An article by Chris Botta in today’s SportsBusiness Journal has the details of the league memo, which touches on the usual stuff (expanded presence in media, licensing and sponsorship opportunities) and a new Canadian TV deal that will kick in next season. It also mentions the NHL’s “big event” strategy in a way that suggests this season’s six-game slate of outdoor contests might not be a one-off after all.

But here’s the fun stuff: “An increased presence in Europe, with more regular-season NHL games overseas, the return of the World Cup of Hockey — which, in 1996 and 2004, featured eight top national teams in a tournament in August — and plans for a Champions Cup competition between top European and NHL clubs.”

Got all that?

While added regular season games in Europe might not generate as much enthusiasm/cash as the league hopes, bringing the World Cup back now makes perfect sense. There’s almost no chance that the league will shut down for the 2018 Olympics in South Korea, so the timing is right for the return of a best-on-best event that can be held prior to the start of the regular season every two or four years. And with the NHL and NHLPA controlling the tournament, there are fewer cooks in the kitchen and they get to cash all the checks.

But the really big news there is the Champions Cup concept that would, presumably, borrow heavily from soccer’s UEFA Champions League and pit the top club teams from around the world against each other in a tournament format for bragging rights (and maybe the Victoria Cup).

That’s a risky move for the league — there’s a real chance that it could end up with egg on its face if the NHL’s top teams stumble — but it is also the sort of bold initiative that excites fans and has the potential to keep the game in the front of the public’s mind when it might not otherwise be.

This is good stuff. Let’s just hope they can get the sponsorship and licensing deals done to make it all a reality.

  • Published On Sep 10, 2013
  • 3 comments
    Big_Lew
    Big_Lew

    Allan - given the fatiguing GRIND that the Stanley Cup finalists have to face, outside of making the greedy owners more money how do you figure this benefits the NHL?

    Ask Chicago and Boston (my team) how they'd like to play in an intense international tournament BEFORE their post-cup-finals NHL season starts. I'll bet that Gregory Campbell, Patrice Bergeron, and Zdeno Chara from the Bruins would look for ANY way out of cutting short their healing-time for a tourney that CAN'T impact their NHL salaries except negatively - if they get injured in said tourney or don't perform up to their potential in the NHL season because existing injuries didn't have time to heal.

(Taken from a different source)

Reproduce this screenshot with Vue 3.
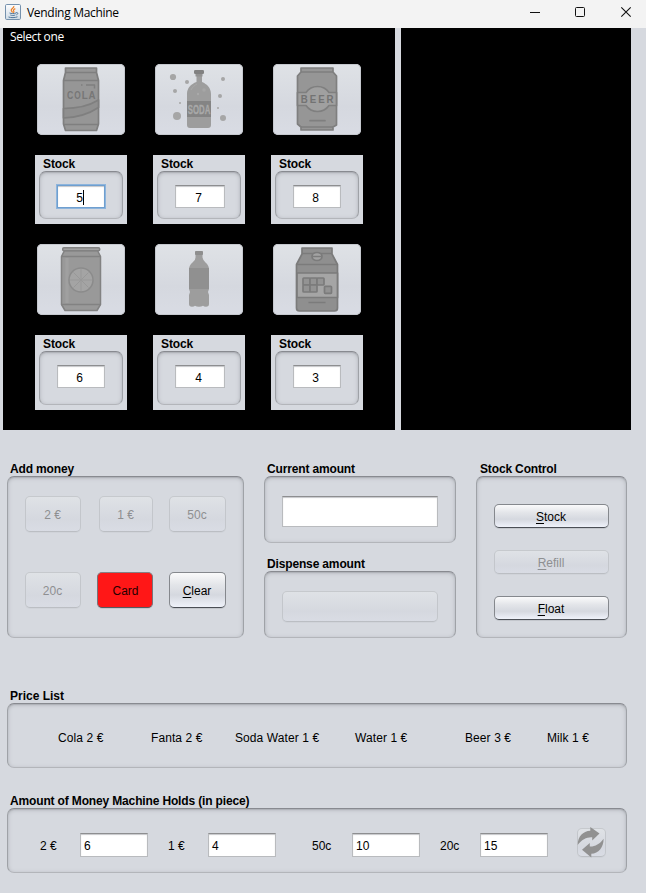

    At first glance, this seems to totally  favor the owners, and be a real risk for the players.

    Could the league afford to spring for the Olympics EVERY year?

    No?

    Why not?

    Don't those same answers apply to this scenario???

    Did I miss something here?

    MichaelO'Connell1
    MichaelO'Connell1

    The Soviets won the Challenge Cup in 1979.  In 1980, they beat the US team 10-3 in exhibition play.  The rest is history.  As a Pens fan who supported the boy from Kladno and later the boy from Magnitogorsk, only good things can come from promoting hockey worldwide.  It's about time North America realized that this isn't just our sport, but a world sport.

    likedoohan
    likedoohan

    @Big_Lew I'm with you. The playoffs ending in June, followed by a training camp and high level competition in August, then right back to NHL training camp is way too much. The star players on successful teams would probably see their careers negatively impacted. This might make the owners more money, but would be terrible for the skaters.